It's the next bit of this story that's most interesting.
Let's say Very Small Bank only has $100 million according to the database. If you create $14 million out of thin air and then move it somewhere else, they decrement their value in the database to $86 million.
If you transfer a million dollars from bank A to an account in bank B, then the following will happen:

1) Bank A will decrement your [fake] balance; 2) Bank B will increment that account's balance; 3) Bank A will note that they owe 1 million to bank B, and Bank B will not that they deserve 1 million from bank A. They'll settle that balance somehow (that's a bit complex and irrelevant), but the debt now exists. If they don't trust each other that much, then bank B will credit the funds only after bank A has paid them; this often causes a couple days delay in international bank transfers.

Do you now see how they can't "create money" by whatever they do in their databases? To give cash out, banks need cash; to send money somewhere else, they need to give money to that somewhere else or convince that 'somewhere else' to lend them that money.

In essence, altering an account balance is exactly equivalent to faking a document stating "Bank owes me X dollars" so well that the bank (temporarily) believes it - nothing more.

Good points. You are very close. However, the federal reserve system and "reserves" are the machinery that enables interbank currency flows. The federal reserve must honor all inter-bank transactions else the system collapses. In a sense they allow overdrafts on reserve accounts forcing the member bank to pay interest in these cases. So, a interbank transaction within the federal reserve system itself will never fail. So yes if you can create a fake deposit, its is funded.
I'm not sure on the exact USA fed reserve rules, but typically when the interbank deals are cleared through a centralised system or a national bank (as opposed to mutual correspondent accounts common for international deals), then it does not honor ALL inter-bank transactions - they validate against the bank's capacity to pay (i.e., their deposits at that central bank), the overdrafts are limited and a bankrupt or malicious banking company can't do that much damage.

In any case, if you fake a dollar in Bank A systems, then no matter where and how you withdraw or transfer it, it's a dollar that Bank A loses.

There is a vary specific exception.
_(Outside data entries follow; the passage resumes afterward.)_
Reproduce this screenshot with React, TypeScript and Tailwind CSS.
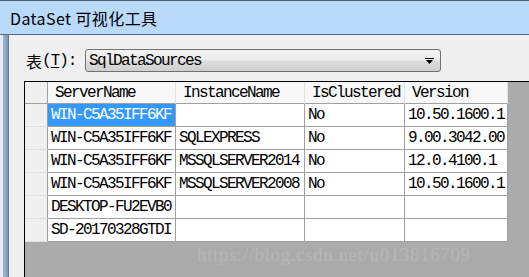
import React from "react";

const mono = "font-[family-name:Liberation_Mono,monospace] text-[16px] tracking-[-1.6px] leading-none";

const rows: { c: string[]; sel?: boolean }[] = [
  { c: ["WIN-C5A35IFF6KF", "", "No", "10.50.1600.1"], sel: true },
  { c: ["WIN-C5A35IFF6KF", "SQLEXPRESS", "No", "9.00.3042.00"] },
  { c: ["WIN-C5A35IFF6KF", "MSSQLSERVER2014", "No", "12.0.4100.1"] },
  { c: ["WIN-C5A35IFF6KF", "MSSQLSERVER2008", "No", "10.50.1600.1"] },
  { c: ["DESKTOP-FU2EVB0", "", "", ""] },
  { c: ["SD-20170328GTDI", "", "", ""] },
];

const widths = ["w-[128px]", "w-[129px]", "w-[100px]", "w-[103px]"];
const headers = ["ServerName", "InstanceName", "IsClustered", "Version"];

export default function App() {
  return (
    <div className="w-[529px] h-[277px] overflow-hidden flex flex-col bg-[#f0f0f0]">
      {/* Title bar */}
      <div className="h-[35px] shrink-0 border-t border-b border-t-[#4f5f70] border-b-[#56687a] bg-[#b9dafa] flex items-center pl-[10px]">
        <span className="font-[family-name:Noto_Sans_CJK_SC,sans-serif] text-[16px] text-black leading-none tracking-[0.4px]">
          DataSet 可视化工具
        </span>
      </div>
      <div className="flex-1 flex min-h-0">
        {/* window frame */}
        <div className="w-[8px] shrink-0 flex">
          <div className="w-[3px] bg-[#e6ecf2]" />
          <div className="w-[5px] bg-gradient-to-r from-[#9fb6d6] to-[#7f98bf]" />
        </div>
        <div className="flex-1 flex flex-col border-l border-[#6d7a88] bg-[#f0f0f0] min-h-0">
          {/* label + combo */}
          <div className="flex items-center pt-[14px] pl-[17px] h-[37px] shrink-0">
            <div className="flex items-center w-[59px]">
              <span className="font-[family-name:Noto_Sans_CJK_SC,sans-serif] text-[16px] leading-none text-black">表</span>
              <span className={mono + " text-black tracking-[-1px]"}>
                (<span className="underline underline-offset-2">T</span>):
              </span>
            </div>
            <div className="w-[356px] h-[23px] rounded-[3px] border border-[#707070] bg-[linear-gradient(to_bottom,#f3f3f3_0%,#ebebeb_48%,#dddddd_52%,#cfcfcf_100%)] flex items-center pl-[3px] pr-[6px]">
              <span className={mono + " flex-1 text-black"}>SqlDataSources</span>
              <svg width="9" height="6" viewBox="0 0 9 6">
                <rect x="0" y="0" width="9" height="1" fill="#000" />
                <polygon points="1,2 8,2 4.5,6" fill="#000" />
              </svg>
            </div>
          </div>
          {/* grid */}
          <div className="flex-1 ml-[15px] mt-[9px] border-l border-t border-black bg-[#ababab] relative overflow-hidden">
            {/* header row */}
            <div className="flex h-[22px]">
              <div className="w-[23px] shrink-0 bg-[#f0f0f0] border-r border-b border-[#a0a0a0]" />
              {headers.map((h, i) => (
                <div
                  key={h}
                  className={`${widths[i]} shrink-0 bg-[#f8f8f8] border-b border-[#a0a0a0] border-r border-r-[#e2e2e2] flex items-center pl-[7px] text-black ${mono}`}
                >
                  {h}
                </div>
              ))}
            </div>
            {rows.map((r, ri) => (
              <div key={ri} className="flex h-[23px]">
                <div className="w-[23px] shrink-0 bg-[#f0f0f0] border-r border-[#a0a0a0] border-b border-b-[#e0e0e0]" />
                {r.c.map((t, ci) => {
                  const sel = r.sel && ci === 0;
                  return (
                    <div
                      key={ci}
                      className={`${widths[ci]} shrink-0 border-r border-b border-[#a0a0a0] flex items-center pl-[3px] ${mono} ${
                        sel ? "bg-[#3399ff] text-white" : "bg-white text-black"
                      }`}
                    >
                      {t}
                    </div>
                  );
                })}
              </div>
            ))}
            <div className="absolute left-[172px] top-[163px] font-[family-name:Liberation_Serif,serif] text-[19px] leading-none text-[#b6b6b6] tracking-[0.6px] whitespace-nowrap">
              https://blog.csdn.net/u013816709
            </div>
          </div>
        </div>
      </div>
    </div>
  );
}
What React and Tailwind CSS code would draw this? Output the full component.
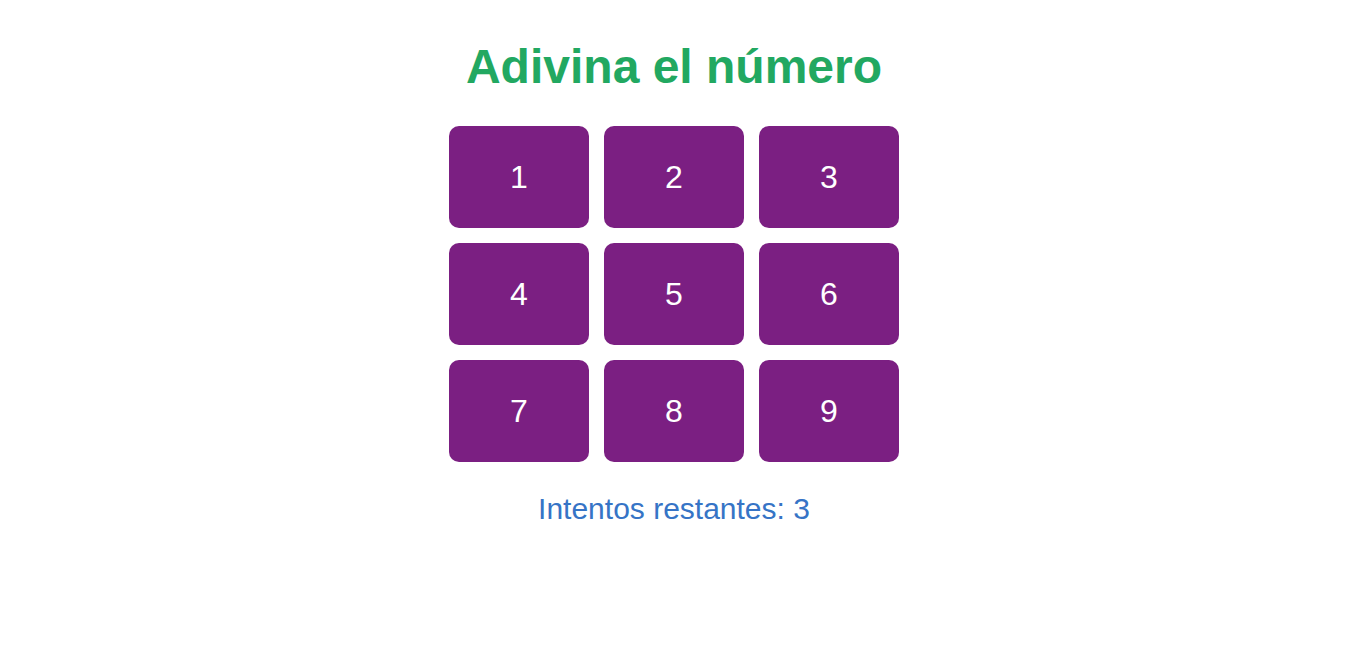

When a lot of FDIC ensured bank fail at the same time the FED create money out of thin air to pay some of the depositors. However, while you may have added a new line in a database somewhere there is a large audit that takes place and you may or may not get though that audit. Though in most cases when a bank fails it's paid out of FDIC funds which are just another form of insurance.
They do allow overdrafts. If a bank is deemed insolvent ( which has to do with bank capital not bank reserves) they are shuttered. So as long as the bank is open for business 'hacked' deposits, etc. , will flow.
> They'll settle that balance somehow (that's a bit complex and irrelevant)

Well, no, that's extremely relevant. How is that debt settled?

I'm quite certain they don't send over a truck full of cash.

If it's just a matter of Bank A telling Bank B to adjust their books and Bank B taking their word for it, then Bank A isn't losing anything. They just created that money out of thin air.

Let's suppose I tell you to pay the bartender for a beer and that I'll settle it with you afterwards; and you're taking my word for it - am I not still "losing" the beer money? Have I created the beer money out of thin air?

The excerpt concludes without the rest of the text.